This post is a few months old, but he sounds like Da Man on Hatchrites as h used to work for them: http://www.agriseek.com/service/p/Hatchrite-Incubator-Help-Services.htm


----------



## Pat (Jul 24, 2004)

Ya'll can buy all the incubators you want... I'd rather buy a dozen Silkie (straight run) chicks... In 6 months you will have the best incubator going! They'll sit, move them, keep them moist as needed... not have to brood them (they'll do that too!)... looks like they'll set on about 8 eggs at a time. 

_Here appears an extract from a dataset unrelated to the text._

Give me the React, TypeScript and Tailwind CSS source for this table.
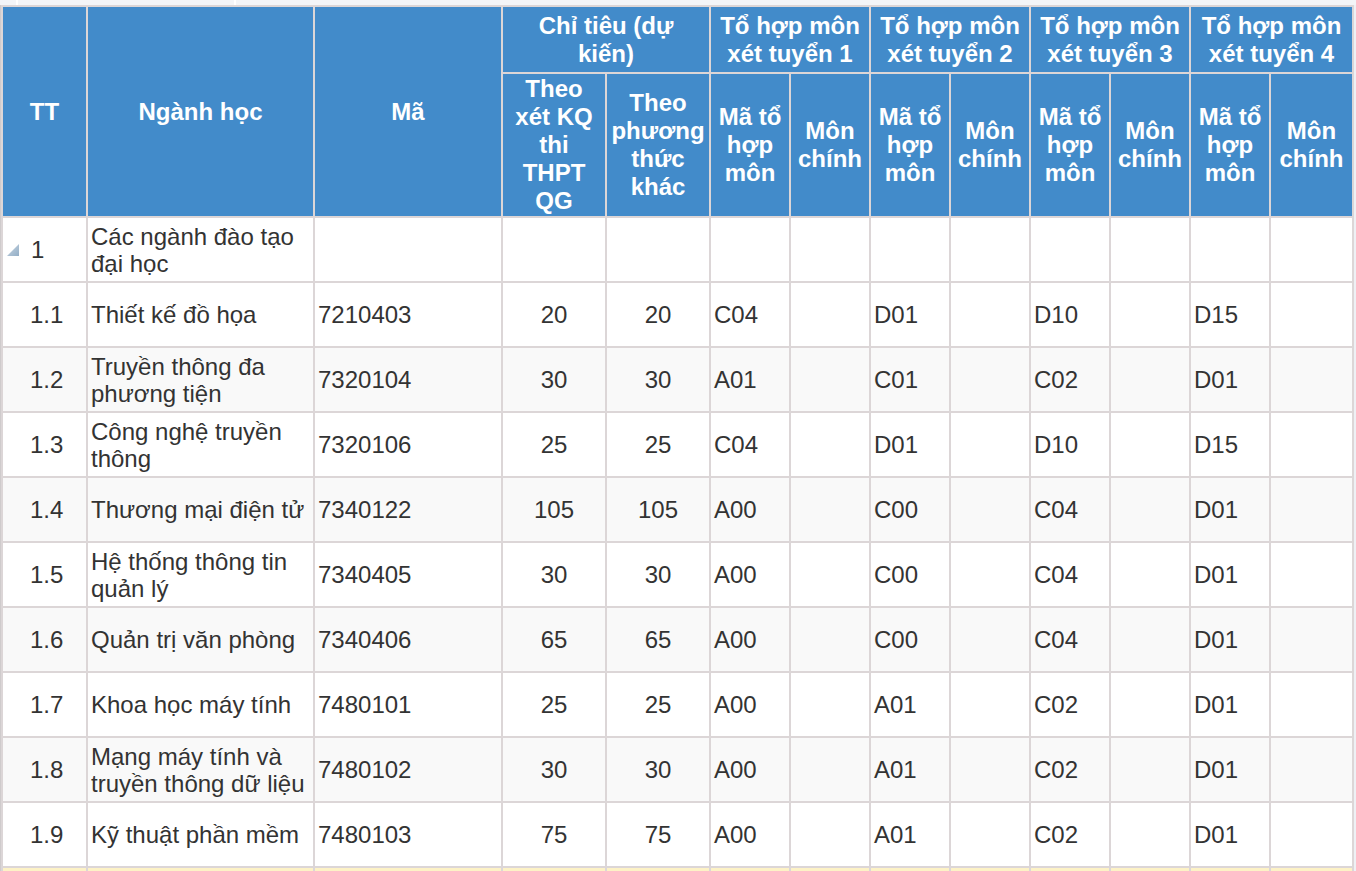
import React from "react";

type Row = {
  tt: string;
  name: string;
  code: string;
  a: string;
  b: string;
  c1: string;
  c2: string;
  c3: string;
  c4: string;
};

const rows: Row[] = [
  { tt: "1.1", name: "Thiết kế đồ họa", code: "7210403", a: "20", b: "20", c1: "C04", c2: "D01", c3: "D10", c4: "D15" },
  { tt: "1.2", name: "Truyền thông đa phương tiện", code: "7320104", a: "30", b: "30", c1: "A01", c2: "C01", c3: "C02", c4: "D01" },
  { tt: "1.3", name: "Công nghệ truyền thông", code: "7320106", a: "25", b: "25", c1: "C04", c2: "D01", c3: "D10", c4: "D15" },
  { tt: "1.4", name: "Thương mại điện tử", code: "7340122", a: "105", b: "105", c1: "A00", c2: "C00", c3: "C04", c4: "D01" },
  { tt: "1.5", name: "Hệ thống thông tin quản lý", code: "7340405", a: "30", b: "30", c1: "A00", c2: "C00", c3: "C04", c4: "D01" },
  { tt: "1.6", name: "Quản trị văn phòng", code: "7340406", a: "65", b: "65", c1: "A00", c2: "C00", c3: "C04", c4: "D01" },
  { tt: "1.7", name: "Khoa học máy tính", code: "7480101", a: "25", b: "25", c1: "A00", c2: "A01", c3: "C02", c4: "D01" },
  { tt: "1.8", name: "Mạng máy tính và truyền thông dữ liệu", code: "7480102", a: "30", b: "30", c1: "A00", c2: "A01", c3: "C02", c4: "D01" },
  { tt: "1.9", name: "Kỹ thuật phần mềm", code: "7480103", a: "75", b: "75", c1: "A00", c2: "A01", c3: "C02", c4: "D01" },
];

const th = "border-2 border-[#dcd6d7] bg-[#428bca] text-white font-bold text-center align-middle px-[3px] leading-[28px]";
const td = "border-2 border-[#dcd6d7] px-[3px] align-middle h-[65px]";

function Triangle() {
  return (
    <svg width="14" height="14" viewBox="0 0 14 14" className="inline-block">
      <defs>
        <linearGradient id="tg" x1="0" y1="0" x2="1" y2="1">
          <stop offset="0" stopColor="#c9d6e2" />
          <stop offset="1" stopColor="#93aec6" />
        </linearGradient>
      </defs>
      <polygon points="13,1 13,13 1,13" fill="url(#tg)" />
    </svg>
  );
}

export default function App() {
  return (
    <div
      className="w-[1356px] min-h-[871px] bg-[#eef1f5] text-[#333] text-[24px] leading-[27px]"
      style={{ fontFamily: '"Liberation Sans", Arial, sans-serif' }}
    >
      <div className="flex h-[5px] bg-[#f3f5f8]">
        <div className="w-[18px] border-r-2 border-[#ffffff]" />
        <div className="w-[218px] border-r-2 border-[#ffffff]" />
      </div>
      <div className="w-[1352px] border-l border-[#cfcbcc] bg-white">
        <table className="table-fixed border-collapse w-[1351px]">
          <colgroup>
            <col className="w-[85px]" />
            <col className="w-[227px]" />
            <col className="w-[188px]" />
            <col className="w-[104px]" />
            <col className="w-[104px]" />
            <col className="w-[80px]" />
            <col className="w-[80px]" />
            <col className="w-[80px]" />
            <col className="w-[80px]" />
            <col className="w-[80px]" />
            <col className="w-[80px]" />
            <col className="w-[80px]" />
            <col className="w-[83px]" />
          </colgroup>
          <thead>
            <tr className="h-[67px]">
              <th rowSpan={2} className={th}>TT</th>
              <th rowSpan={2} className={th}>Ngành học</th>
              <th rowSpan={2} className={th}>Mã</th>
              <th colSpan={2} className={th}>
                Chỉ tiêu (dự
                <br />
                kiến)
              </th>
              <th colSpan={2} className={th}>Tổ hợp môn xét tuyển 1</th>
              <th colSpan={2} className={th}>Tổ hợp môn xét tuyển 2</th>
              <th colSpan={2} className={th}>Tổ hợp môn xét tuyển 3</th>
              <th colSpan={2} className={th}>Tổ hợp môn xét tuyển 4</th>
            </tr>
            <tr className="h-[144px]">
              <th className={th}>Theo xét KQ thi THPT QG</th>
              <th className={th}>Theo phương thức khác</th>
              <th className={th}>Mã tổ hợp môn</th>
              <th className={th}>Môn chính</th>
              <th className={th}>Mã tổ hợp môn</th>
              <th className={th}>Môn chính</th>
              <th className={th}>Mã tổ hợp môn</th>
              <th className={th}>Môn chính</th>
              <th className={th}>Mã tổ hợp môn</th>
              <th className={th}>Môn chính</th>
            </tr>
          </thead>
          <tbody>
            <tr className="bg-white">
              <td className={td}>
                <div className="flex items-center">
                  <span className="w-[25px] flex items-center">
                    <Triangle />
                  </span>
                  <span>1</span>
                </div>
              </td>
              <td className={td}>Các ngành đào tạo đại học</td>
              <td className={td}></td>
              <td className={td}></td>
              <td className={td}></td>
              <td className={td}></td>
              <td className={td}></td>
              <td className={td}></td>
              <td className={td}></td>
              <td className={td}></td>
              <td className={td}></td>
              <td className={td}></td>
              <td className={td}></td>
            </tr>
            {rows.map((r, i) => (
              <tr key={r.tt} className={i % 2 === 1 ? "bg-[#f9f9f9]" : "bg-white"}>
                <td className={td + " pl-[27px]"}>{r.tt}</td>
                <td className={td}>{r.name}</td>
                <td className={td}>{r.code}</td>
                <td className={td + " text-center"}>{r.a}</td>
                <td className={td + " text-center"}>{r.b}</td>
                <td className={td}>{r.c1}</td>
                <td className={td}></td>
                <td className={td}>{r.c2}</td>
                <td className={td}></td>
                <td className={td}>{r.c3}</td>
                <td className={td}></td>
                <td className={td}>{r.c4}</td>
                <td className={td}></td>
              </tr>
            ))}
            <tr className="bg-[#fdf2c6]">
              {Array.from({ length: 13 }).map((_, i) => (
                <td key={i} className={td}></td>
              ))}
            </tr>
          </tbody>
        </table>
      </div>
    </div>
  );
}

Bought 15 straight run chicks from Ideal (https://secuservices.com/ideal/newideal/selectproduct.aspx?qty=1&ID=SLKB&Product=140) for $2.62 a piece... brooded them... and now I have 4 out of 9 hens broody. Bought 36 eggs on eggbid... (only could use 32)... took all but 1 of their eggs out and replaced with the new eggs. 

I've been told (don't know yet) that they will set on 3 batches of eggs a year. 

It's a lot cheaper than even the 100 dollars for the hatcher. (and the silkie hens will brood them instead of doing the brooding yourself)

Pat


----------



## Kekko (Jan 20, 2006)

Pat

As your by line says!

"The only people who never make mistakes are those who are afraid to try!"

I'm Havin' Fun and I'm Tryin' LOL


----------



## linn (Jul 19, 2005)

We have nevery had much luck with Silkies. They get soaked easily in the rain or snow and their feet froze in cold weather. But the cats just loved them.


----------



## Pat (Jul 24, 2004)

Found on on my first brooding that they don't free range well... built a chicken tractor just for the silkies... and haven't had any problems since.

Pat


----------



## Skydvrz (Mar 20, 2010)

I know this is an old thread, but if you are interested in fixing an old HatchRite incubator, I have created a free, no-adverts web site showing where you can get manuals, parts and repair ideas. All the manuals are available there for free download. 

http://idk.serveftp.net/hatchrite/manual/


----------



## Bernadette Doud (May 26, 2017)

Do you know where I can get parts for a HRMPII series hatchrite incubator


----------